Kepala Eksekutif Pengawas Pasar Modal, Keuangan Derivatif, dan Bursa Karbon OJK Inarno Djajadi mengatakan implementasi perdagangan karbon yang diwujudkan melalui bursa karbon menjadi target penting berbagai negara di dunia. Dalam lima tahun terakhir, berbagai bursa karbon telah didirikan sejumlah negara seperti Malaysia, Cina, Korea Selatan, Inggris, dan negara-negara Uni Eropa.

Sejak diluncurkan pada 26 September 2023, Inarno mengatakan, saat ini telah terdaftar 52 pengguna jasa pada bursa karbon yang berasal dari sektor energi, kehutanan, lembaga jasa keuangan, konsultan, dan sektor lainnya. Hingga 18 Maret 2024, total akumulasi volume transaksi mencapai 501.956 ton CO2e dengan nilai Rp 31,36 miliar. Dari total transaksi itu, sebanyak 182.293 ton CO2e juga telah dilakukan retired melalui Bursa Karbon.

"Kami berharap Bursa Karbon dapat menjadi salah satu pusat perdagangan karbon di dunia melalui penyiapan institutional framework, seperti kerangka pengaturan dan kesiapan infrastruktur teknologi, sejalan dengan Strategi Nasional Pengembangan dan Pendalaman Pasar Keuangan (SN-PPPK)," kata Inarno.

Indonesia Harapkan Ada Mutual Recognition untuk Bursa Karbon

Dirjen Pengendalian Perubahan Iklim Kementerian Lingkungan Hidup dan Kehutanan Laksmi Dhewanthi mengatakan perdagangan karbon di Indonesia harus memenuhi Instrumen Tata Kelola Karbon. Ini berarti kredit karbon yang diperdagangkan di Bursa Karbon harus tercatat dan tertelusur pada Sistem Registry Nasional Pengendalian dan Perubahan Iklim (SRN PPI), sistem Measurement, Reporting, and Verification (MRV), penerbitan Sertifikat Pengurangan Emisi Gas Rumah Kaca, dan otorisasi serta corresponding adjustment.
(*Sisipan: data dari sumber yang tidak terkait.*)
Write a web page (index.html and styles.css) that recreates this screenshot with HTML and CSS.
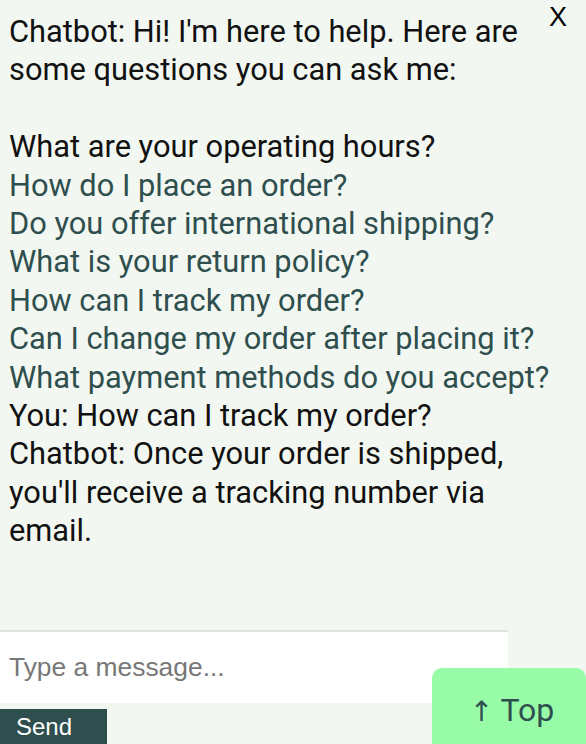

"Ada beberapa prinsip agar ekosistem yang kita kembangkan berintegritas, inklusif, transparan, dan berkeadilan. Kita punya SRN yang inline dengan international registry yang nanti akan dibangun UNFCCC," ujar Laksmi. Selain itu, Indonesia sudah punya MRV yang sesuai dengan standar UNFCCC sehingga lebih mudah bagi Indonesia untuk bekerja sama dengan berbagai pihak.

"Indonesia juga sudah punya crediting scheme SPE GRK yang kita siapkan untuk bisa lakukan mutual recognition dengan crediting scheme yang sekarang sudah ada," tambah Laksmi.

Insentif Fiskal Pengembangan Bursa Karbon

Staf Khusus Menteri Keuangan Bidang Perumusan Kebijakan Fiskal dan Makroekonomi Masyita Crystallin mengatakan pemerintah menyiapkan insentif untuk pengembangan pasar karbon. "Kementerian Keuangan masih menyusun kebijakan Penerimaan Negara Bukan Pajak (PNBP) atas penerbitan Sertifikat Pengurangan Emisi (SPE) dan PNBP atas perdagangan karbon yang wajar dan proporsional," kata Masyita.

Aturan teknis ini bertujuan agar pengenaan pajak karbon yang berlaku di Indonesia dapat memenuhi asas keadilan, terjangkau, dan tetap mengutamakan kepentingan masyarakat. "Kita punya banyak instrumen untuk membangun ekosistem carbon market. OJK bersama Kemenkeu juga sedang membangun ekosistem transition finance, kami sedang memasukkan transition ini ke dalam taksonomi," ujarnya.

Ada banyak opsi untuk pembiayaan iklim di mana setiap instrumen memiliki karakter yang berbeda. "Carbon market juga punya peraturan yang berbeda, sehingga kolaborasi antara dunia usaha, regulator, dan penyelenggara bursa serta dari sisi demand dan supply harus terus kita jaga," kata Masyita.